Explore your emotions
Working to reduce this notion of toxic positivity and the idea that we should really just be focusing on good emotions all the time doesn’t mean you are making a commitment to feel negative. Far from it – and this binary approach also takes away from the idea of feeling a range of emotions. It is fairly safe to say that society tells us that in order to feel like we are living a full life, we need to experience a positive emotion is incredibly limiting. There are a whole range of emotions that can be experienced that allow us to feel that we are living in, how I like to say, HD. Being able to witness an emotion but not entirely attach to it will help you accept it is there and understand why that might be coming up. This nuance will really help you to explore what you love to do and what you don’t, and how your emotions change as you do it.
Stay in your own lane
It is really easy when we are comparing ourselves to others to remove the enjoyment of our eccentricities and contradictions. If we are experiencing an event at the same time as someone else, we might feel like the fact we feel nervous, but they don’t is somehow a reason that we’re ‘not as good as’ or that we maybe shouldn’t do it again. Every single person is so unique, with unique tastes and natural attractions to different things.One reason we compare our experiences to others is that it is a way of being able to define who we are and therefore allows us to define who we are in context of someone else.So, if we feel like we’re seeing other people starting to have all these things, these thoughts and start to live this much (in our minds) better life than what we are, we want in on it. This can lead to us going after things we don’t actually want. It can make us feel inauthentic to ourselves. It can even make us feel like we’re failing.If you notice this happening, question it. Again, this is a practice that takes time, but learning to claim what is you is a process. Being unapologetic to what it is you want will take time. But that questioning and curiosity is going to really help you – and help you understand your wants more.

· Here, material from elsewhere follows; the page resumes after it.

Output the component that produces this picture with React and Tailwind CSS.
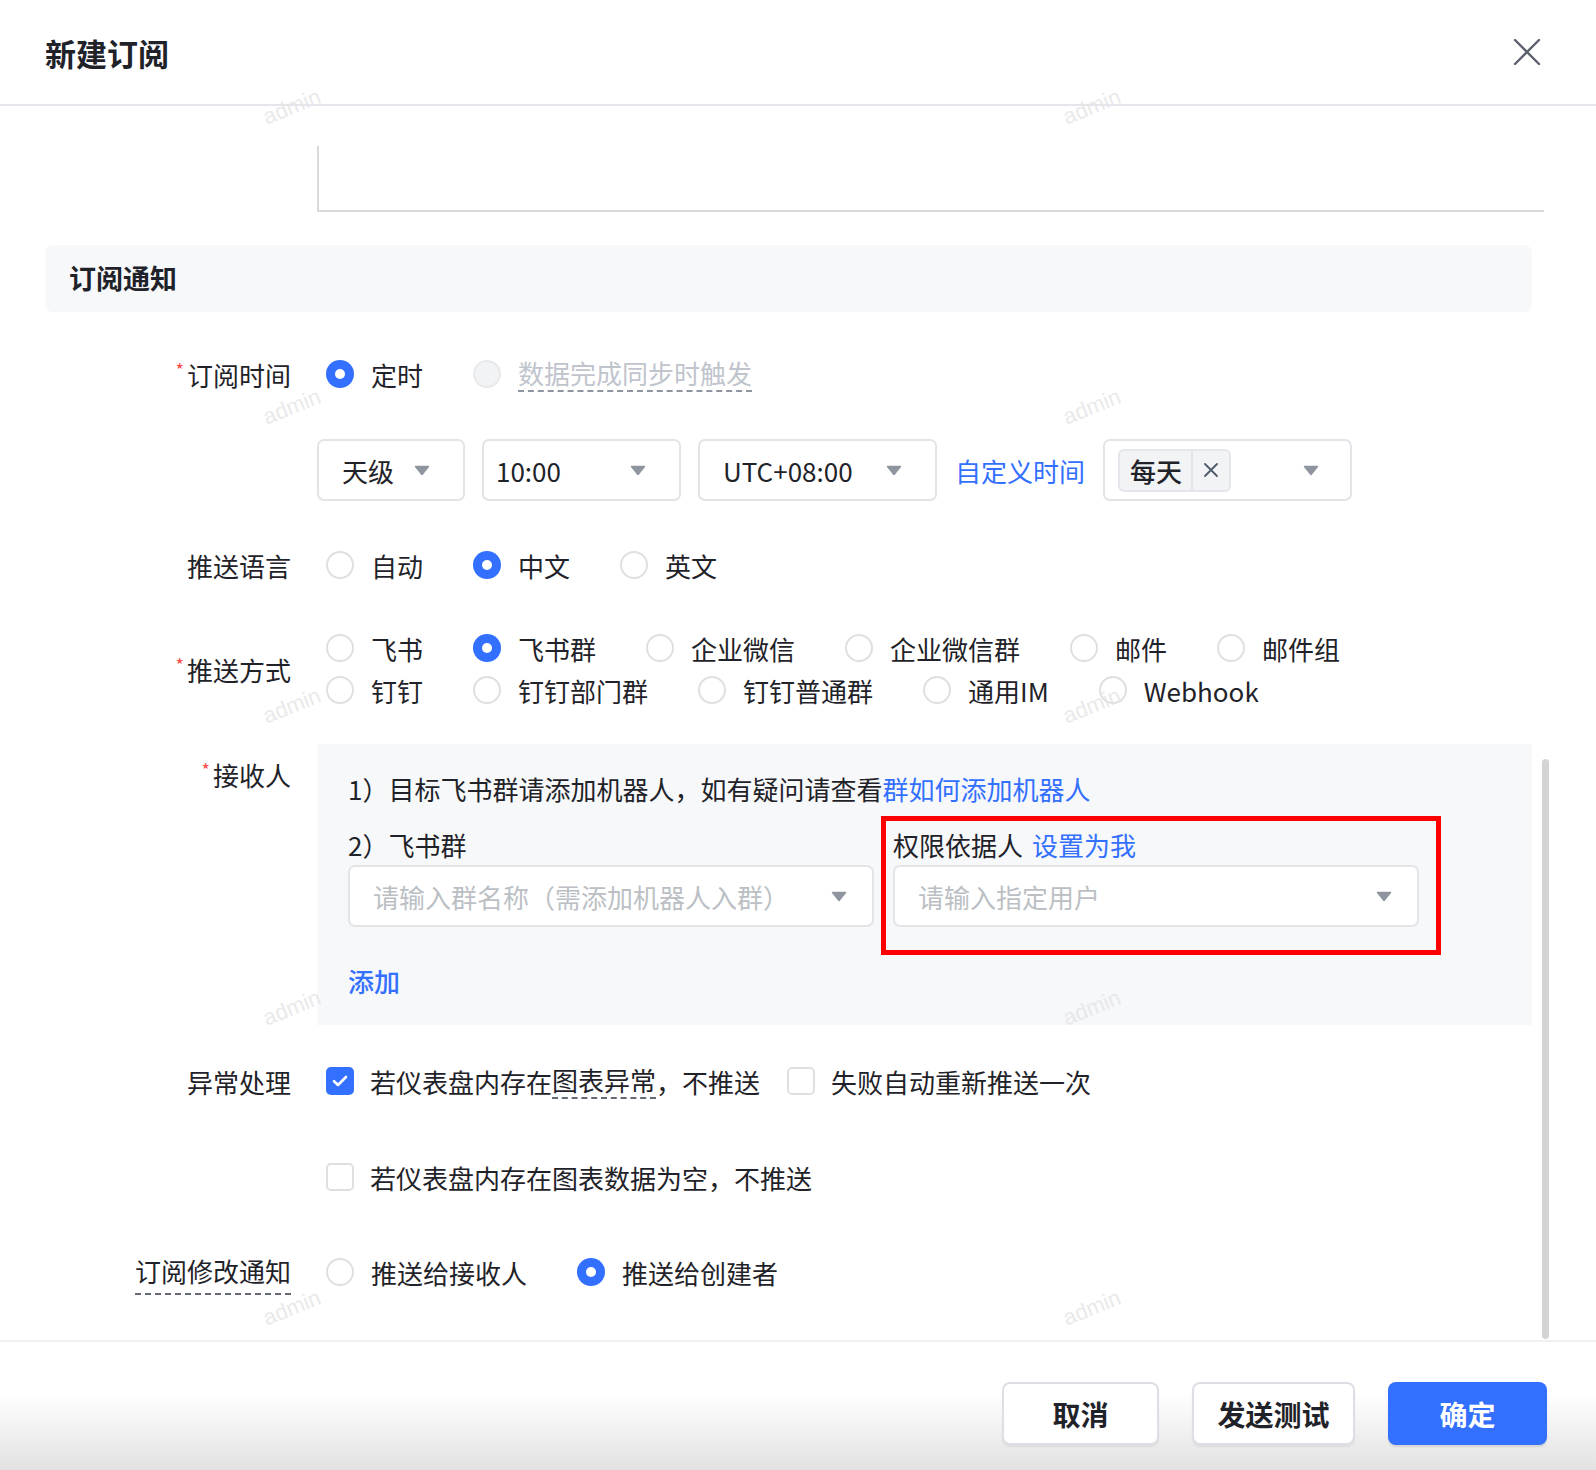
import React from "react";

const Arrow = ({ className = "" }) => (
  <svg width="16" height="11" viewBox="0 0 16 11" className={className}>
    <path d="M1.5 1.5 H14.5 L8 9.5 Z" fill="#8f959e" stroke="#8f959e" strokeWidth="1.5" strokeLinejoin="round" />
  </svg>
);

const Radio = ({ checked, disabled, children }) => {
  let dot = "border-2 border-[#dee0e3] bg-white";
  if (checked) dot = "bg-[#3370ff] border-0";
  if (disabled) dot = "bg-[#f2f3f5] border-2 border-[#e8e9eb]";
  return (
    <div className="flex items-center gap-[17px]">
      <span className={`w-[28px] h-[28px] rounded-full flex items-center justify-center shrink-0 ${dot}`}>
        {checked && <span className="w-[10px] h-[10px] rounded-full bg-white" />}
      </span>
      {children}
    </div>
  );
};

const Checkbox = ({ checked, children }) => (
  <div className="flex items-center gap-[16px]">
    {checked ? (
      <span className="w-[28px] h-[28px] rounded-[5px] bg-[#3370ff] flex items-center justify-center shrink-0">
        <svg width="16" height="12" viewBox="0 0 16 12">
          <path d="M2 6.2 L6 10 L14 2" fill="none" stroke="white" strokeWidth="2.6" strokeLinecap="round" strokeLinejoin="round" />
        </svg>
      </span>
    ) : (
      <span className="w-[28px] h-[28px] rounded-[5px] border-2 border-[#dee0e3] bg-white shrink-0" />
    )}
    {children}
  </div>
);

const Label = ({ required, children, className = "" }) => (
  <div className={`w-[291px] shrink-0 flex justify-end ${className}`}>
    <span className="flex items-center">
      {required && <span className="text-[#f54a45] text-[18px] leading-none mr-[3px] -mt-[10px]">*</span>}
      {children}
    </span>
  </div>
);

const Select = ({ width, children, pl = "pl-[23px]", pr = "pr-[33px]" }) => (
  <div className={`${width} h-[62px] rounded-[7px] border-2 border-[#e2e4e8] bg-white flex items-center justify-between ${pl} ${pr}`}>
    {children}
  </div>
);

const marks = [107, 407, 706, 1008, 1308];

export default function App() {
  return (
    <div
      className="relative w-full h-[1470px] overflow-hidden bg-white text-[#1f2329] text-[26px]"
      style={{ fontFamily: '"Noto Sans CJK SC", "Noto Sans", sans-serif' }}
    >
      {/* header */}
      <div className="h-[106px] border-b-2 border-[#e5e6eb] flex items-center justify-between pl-[45px] pr-[55px]">
        <h1 className="text-[31px] font-bold leading-none">新建订阅</h1>
        <svg width="28" height="28" viewBox="0 0 28 28">
          <path d="M2 2 L26 26 M26 2 L2 26" stroke="#5b626c" strokeWidth="2.4" strokeLinecap="round" />
        </svg>
      </div>

      {/* body */}
      <div className="relative h-[1234px] overflow-hidden">
        <div className="ml-[317px] w-[1227px] mt-[40px] h-[66px] border-l-2 border-b-2 border-[#d9dadc]" />

        <div className="ml-[45px] w-[1487px] mt-[33px] h-[67px] rounded-[8px] bg-[#f7f8fa] flex items-center pl-[24px]">
          <span className="text-[27px] font-bold">订阅通知</span>
        </div>

        {/* 订阅时间 */}
        <div className="mt-[42px] h-[40px] flex items-center">
          <Label required>订阅时间</Label>
          <div className="ml-[35px] flex items-center gap-[50px]">
            <Radio checked>定时</Radio>
            <Radio disabled>
              <span className="inline-block leading-[34px] border-b-2 border-dashed border-[#8f959e] text-[#c0c4cc]">数据完成同步时触发</span>
            </Radio>
          </div>
        </div>

        <div className="mt-[45px] ml-[317px] flex items-center gap-[17px]">
          <Select width="w-[148px]">
            <span>天级</span>
            <Arrow />
          </Select>
          <Select width="w-[199px]" pl="pl-[12px]">
            <span>10:00</span>
            <Arrow />
          </Select>
          <Select width="w-[239px]">
            <span>UTC+08:00</span>
            <Arrow />
          </Select>
          <span className="text-[#3370ff] mx-[1px]">自定义时间</span>
          <Select width="w-[249px]" pl="pl-[13px]" pr="pr-[31px]">
            <span className="h-[43px] rounded-[6px] border-2 border-[#e5e6eb] bg-[#f2f3f5] flex items-center">
              <span className="pl-[10px] pr-[9px] font-medium border-r-2 border-[#e5e6eb] h-full flex items-center">每天</span>
              <span className="px-[10px] flex items-center">
                <svg width="16" height="16" viewBox="0 0 16 16">
                  <path d="M2 2 L14 14 M14 2 L2 14" stroke="#4e5969" strokeWidth="1.8" strokeLinecap="round" />
                </svg>
              </span>
            </span>
            <Arrow />
          </Select>
        </div>

        {/* 推送语言 */}
        <div className="mt-[44px] h-[40px] flex items-center">
          <Label>推送语言</Label>
          <div className="ml-[35px] flex items-center gap-[50px]">
            <Radio>自动</Radio>
            <Radio checked>中文</Radio>
            <Radio>英文</Radio>
          </div>
        </div>

        {/* 推送方式 */}
        <div className="mt-[42px] h-[84px] flex items-center">
          <Label required>推送方式</Label>
          <div className="ml-[35px] flex flex-col">
            <div className="h-[42px] flex items-center gap-[50px]">
              <Radio>飞书</Radio>
              <Radio checked>飞书群</Radio>
              <Radio>企业微信</Radio>
              <Radio>企业微信群</Radio>
              <Radio>邮件</Radio>
              <Radio>邮件组</Radio>
            </div>
            <div className="h-[42px] flex items-center gap-[50px]">
              <Radio>钉钉</Radio>
              <Radio>钉钉部门群</Radio>
              <Radio>钉钉普通群</Radio>
              <Radio>通用IM</Radio>
              <Radio>Webhook</Radio>
            </div>
          </div>
        </div>

        {/* 接收人 */}
        <div className="mt-[33px] flex items-start">
          <Label required className="pt-[10px] h-[50px]">
            接收人
          </Label>
          <div className="ml-[26px] w-[1215px] bg-[#f7f8fa] pl-[31px] pt-[24px] pb-[25px]">
            <div className="h-[40px] flex items-center">
              <span>1）目标飞书群请添加机器人，如有疑问请查看</span>
              <span className="text-[#3370ff]">群如何添加机器人</span>
            </div>
            <div className="mt-[16px] flex gap-[19px]">
              <div className="w-[526px]">
                <div className="h-[40px] flex items-center">2）飞书群</div>
                <div className="mt-[1px]">
                  <Select width="w-[526px]" pl="pl-[23px]" pr="pr-[25px]">
                    <span className="text-[#bbbfc4]">请输入群名称（需添加机器人入群）</span>
                    <Arrow />
                  </Select>
                </div>
              </div>
              <div className="w-[526px] relative">
                <div className="h-[40px] flex items-center">
                  <span>权限依据人</span>
                  <span className="text-[#3370ff] ml-[9px]">设置为我</span>
                </div>
                <div className="mt-[1px]">
                  <Select width="w-[526px]" pl="pl-[23px]" pr="pr-[25px]">
                    <span className="text-[#bbbfc4]">请输入指定用户</span>
                    <Arrow />
                  </Select>
                </div>
                <div className="absolute -left-[12px] -top-[8px] -right-[22px] -bottom-[28px] border-[5px] border-[#ff0000] pointer-events-none" />
              </div>
            </div>
            <div className="mt-[33px] h-[40px] flex items-center">
              <span className="text-[#3370ff] font-medium">添加</span>
            </div>
          </div>
        </div>

        {/* 异常处理 */}
        <div className="mt-[36px] h-[40px] flex items-center">
          <Label>异常处理</Label>
          <div className="ml-[35px] flex items-center gap-[27px]">
            <Checkbox checked>
              <span className="flex items-center">
                若仪表盘内存在
                <span className="inline-block leading-[34px] border-b-2 border-dashed border-[#646a73]">图表异常</span>
                ，不推送
              </span>
            </Checkbox>
            <Checkbox>失败自动重新推送一次</Checkbox>
          </div>
        </div>

        <div className="mt-[56px] h-[40px] flex items-center">
          <Label />
          <div className="ml-[35px]">
            <Checkbox>若仪表盘内存在图表数据为空，不推送</Checkbox>
          </div>
        </div>

        {/* 订阅修改通知 */}
        <div className="mt-[55px] h-[40px] flex items-center">
          <Label>
            <span className="inline-block leading-[44px] border-b-2 border-dashed border-[#646a73]">订阅修改通知</span>
          </Label>
          <div className="ml-[35px] flex items-center gap-[50px]">
            <Radio>推送给接收人</Radio>
            <Radio checked>推送给创建者</Radio>
          </div>
        </div>

        {/* scrollbar */}
        <div className="absolute left-[1542px] top-[653px] w-[7px] h-[580px] rounded-full bg-[#d4d4d4]" />
      </div>

      {/* footer */}
      <div className="h-[130px] border-t-2 border-[#eff0f1] bg-gradient-to-b from-white from-40% to-[#e2e2e2] flex justify-end items-start pt-[40px] pr-[49px] gap-[33px]">
        <button className="w-[157px] h-[63px] rounded-[8px] border-2 border-[#dcdfe3] bg-white text-[28px] font-bold shadow-[0_2px_2px_rgba(0,0,0,0.06)]">
          取消
        </button>
        <button className="w-[163px] h-[63px] rounded-[8px] border-2 border-[#dcdfe3] bg-white text-[28px] font-bold shadow-[0_2px_2px_rgba(0,0,0,0.06)]">
          发送测试
        </button>
        <button className="w-[159px] h-[63px] rounded-[8px] bg-[#3370ff] text-white text-[28px] font-bold shadow-[0_2px_2px_rgba(0,0,0,0.1)]">
          确定
        </button>
      </div>

      {/* watermark */}
      {marks.map((y) =>
        [292, 1092].map((x) => (
          <span
            key={`${x}-${y}`}
            className="absolute text-[22px] leading-none text-[#e4e5e7] opacity-80 pointer-events-none -rotate-[22deg] -translate-x-1/2 -translate-y-1/2"
            style={{ left: x, top: y, fontFamily: '"Liberation Sans", sans-serif' }}
          >
            admin
          </span>
        ))
      )}
    </div>
  );
}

Claiming my individual contradictions has not been an easy process for me – and it is still one I’m working on. The one thing that I always come back to is a sense of forgiveness and kindness. If I am having a particularly bad day, I find myself starting to compare in so many ways. So, I get curious. I allow myself to really explore why that is happening and what that is trying to say because honestly, once you start to see just how rich and textured your life can feel when you accept that there are so many parts of you that feel contradictory and that is part of your experience, you’ll start to feel fulfilled in a way you might not have ever experienced before.